At Cindy's dance recital, Cathy sees Corrine in the audience and falls off the stage in shock, injuring her leg so severely that she is no longer able to dance. Jory's paternal grandmother, Marisha, comes for a visit upon hearing about Cathy's accident. However, she has learned about Chris and Cathy's true relationship and threatens to turn them in to the police for incest, wishing to take Jory into her own custody. Cathy is put on edge and argues with her, but Marisha insists that Jory's current living situation is unhealthy for him and points out how "nuts" Bart is. Bart, overhearing this, storms out of the house with Cathy chasing after him. He runs to John Amos, who tells him that if he cannot deal with the sins and hypocrisy of his family, then he should not be with Corrine either. John Amos tells him that she is a sinner just like his parents, due to her committing incest with her half-uncle, who was Cathy and Chris's father. Cathy goes to Corrine's mansion to find Bart, and finds a portrait of her siblings and herself. She confronts Corrine about involving herself in her children's lives and orders her to leave her family alone. Corrine pleads for forgiveness, but Cathy rejects her and blames her for ruining the life she and Chris worked so hard to build and maintain. Corrine asks Cathy if she truly does love Chris, which Cathy confirms and for which she blames Corrine.

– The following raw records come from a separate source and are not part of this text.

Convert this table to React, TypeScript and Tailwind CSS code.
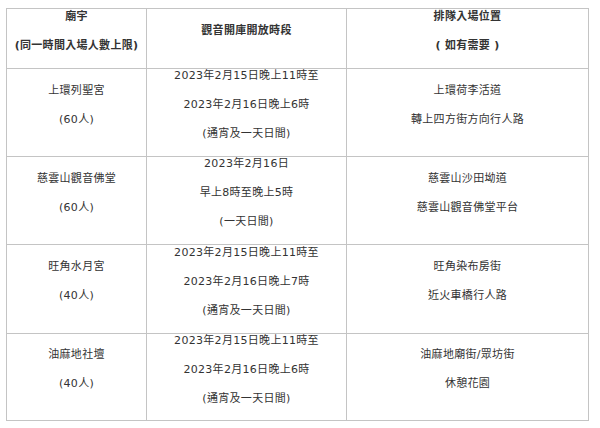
const rows: { h: string; cells: string[][] }[] = [
  {
    h: "h-[88px]",
    cells: [
      ["上環列聖宮", "(60人)"],
      ["2023年2月15日晚上11時至", "2023年2月16日晚上6時", "(通宵及一天日間)"],
      ["上環荷李活道", "轉上四方街方向行人路"],
    ],
  },
  {
    h: "h-[88px]",
    cells: [
      ["慈雲山觀音佛堂", "(60人)"],
      ["2023年2月16日", "早上8時至晚上5時", "(一天日間)"],
      ["慈雲山沙田坳道", "慈雲山觀音佛堂平台"],
    ],
  },
  {
    h: "h-[89px]",
    cells: [
      ["旺角水月宮", "(40人)"],
      ["2023年2月15日晚上11時至", "2023年2月16日晚上7時", "(通宵及一天日間)"],
      ["旺角染布房街", "近火車橋行人路"],
    ],
  },
  {
    h: "h-[87px]",
    cells: [
      ["油麻地社壇", "(40人)"],
      ["2023年2月15日晚上11時至", "2023年2月16日晚上6時", "(通宵及一天日間)"],
      ["油麻地廟街/眾坊街", "休憩花園"],
    ],
  },
];

function Cell({ lines, bold, h }: { lines: string[]; bold?: boolean; h: string }) {
  return (
    <div
      className={`${h} flex flex-col items-center justify-center border-r border-b border-[#c4c4c4] text-center ${
        bold ? "font-bold" : ""
      }`}
    >
      {lines.map((t, i) => (
        <p key={i} className="leading-[14px] mb-[15px] whitespace-nowrap">
          {t}
        </p>
      ))}
    </div>
  );
}

export default function App() {
  return (
    <div
      className="w-[600px] h-[428px] bg-white pt-[8px] pl-[6px] text-[11px] tracking-[0.3px] text-[#333]"
      style={{ fontFamily: '"DejaVu Sans", "Noto Sans CJK TC", sans-serif' }}
    >
      <div className="grid grid-cols-[140px_200px_242px] w-fit border-l border-t border-[#c4c4c4]">
        <Cell bold h="h-[60px]" lines={["廟宇", "(同一時間入場人數上限)"]} />
        <Cell bold h="h-[60px]" lines={["觀音開庫開放時段"]} />
        <Cell bold h="h-[60px]" lines={["排隊入場位置", "( 如有需要 )"]} />
        {rows.map((r, i) =>
          r.cells.map((c, j) => <Cell key={`${i}-${j}`} h={r.h} lines={c} />)
        )}
      </div>
    </div>
  );
}
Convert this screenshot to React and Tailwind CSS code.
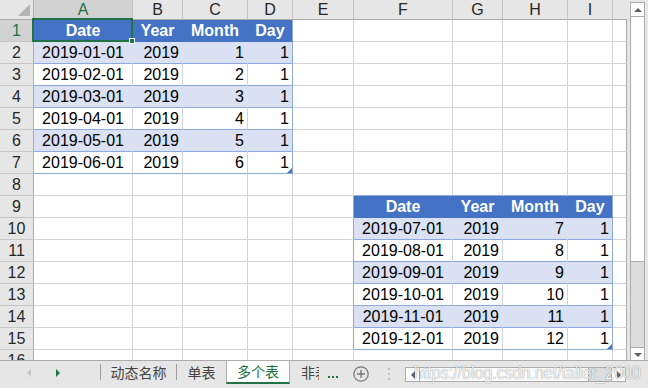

During this, John Amos comes into the room, knocks both women out and forces Bart to lock them in the barn. Corrine wakes up, at which John Amos reveals his disgust over the family for their incestuous bloodline and his plan to burn them alive and finally end the "family's cycle of abomination". Bart, however, intervenes to save his family and soon runs off to get Chris. John Amos sets the barn on fire just as Chris and Bart arrive to rescue Cathy and Corrine. Believing that they are about to die, Corrine professes her love for her children, and Cathy embraces her, confirming her forgiveness. Chris rescues Cathy as Bart tries to save Corrine, but John Amos attempts to attack him. Corrine manages to stab him with an arrow which gives Bart enough time to escape, but she is unable to do likewise and burns to death alongside Amos. Realizing how much he loves his parents despite their history, Jory decides to remain with them and threatens his grandmother Marisha that he will never forgive her if she reports Cathy and Chris.

Afterwards, Bart calms down and even begins to form somewhat of a good relationship with adopted sister Cindy. Jory and Melodie make up their strained relationship and everything appears to be returning to normal again. However, Bart begins secretly dressing like Malcolm and still has his journal, hinting that he has not recovered from his madness.

==Cast==
- Heather Graham as Corrine Dollanganger
- Rachael Carpani as Cathy Dollanganger, Corrine's first daughter
- Jason Lewis as Chris Dollanganger, Corrine's first son and Cathy's husband
- Mason Cook as Bart Dollanganger, Cathy & Chris's son
- Jedidiah Goodacre as Jory Dollanganger-Marquet, Cathy's son
- Emily Tennant as Melodie
- Mackenzie Gray as John Amos
- Glynis Davis as Marisha Marquet

- Robert Moloney as Malcolm Foxworth, Corrine's father
- Bailey Skodje as Cindy
- Christine Lippa as Emma
- Veena Sood as Dr. Phillips

==Sequel==
Like the book, the film is followed by Seeds of Yesterday.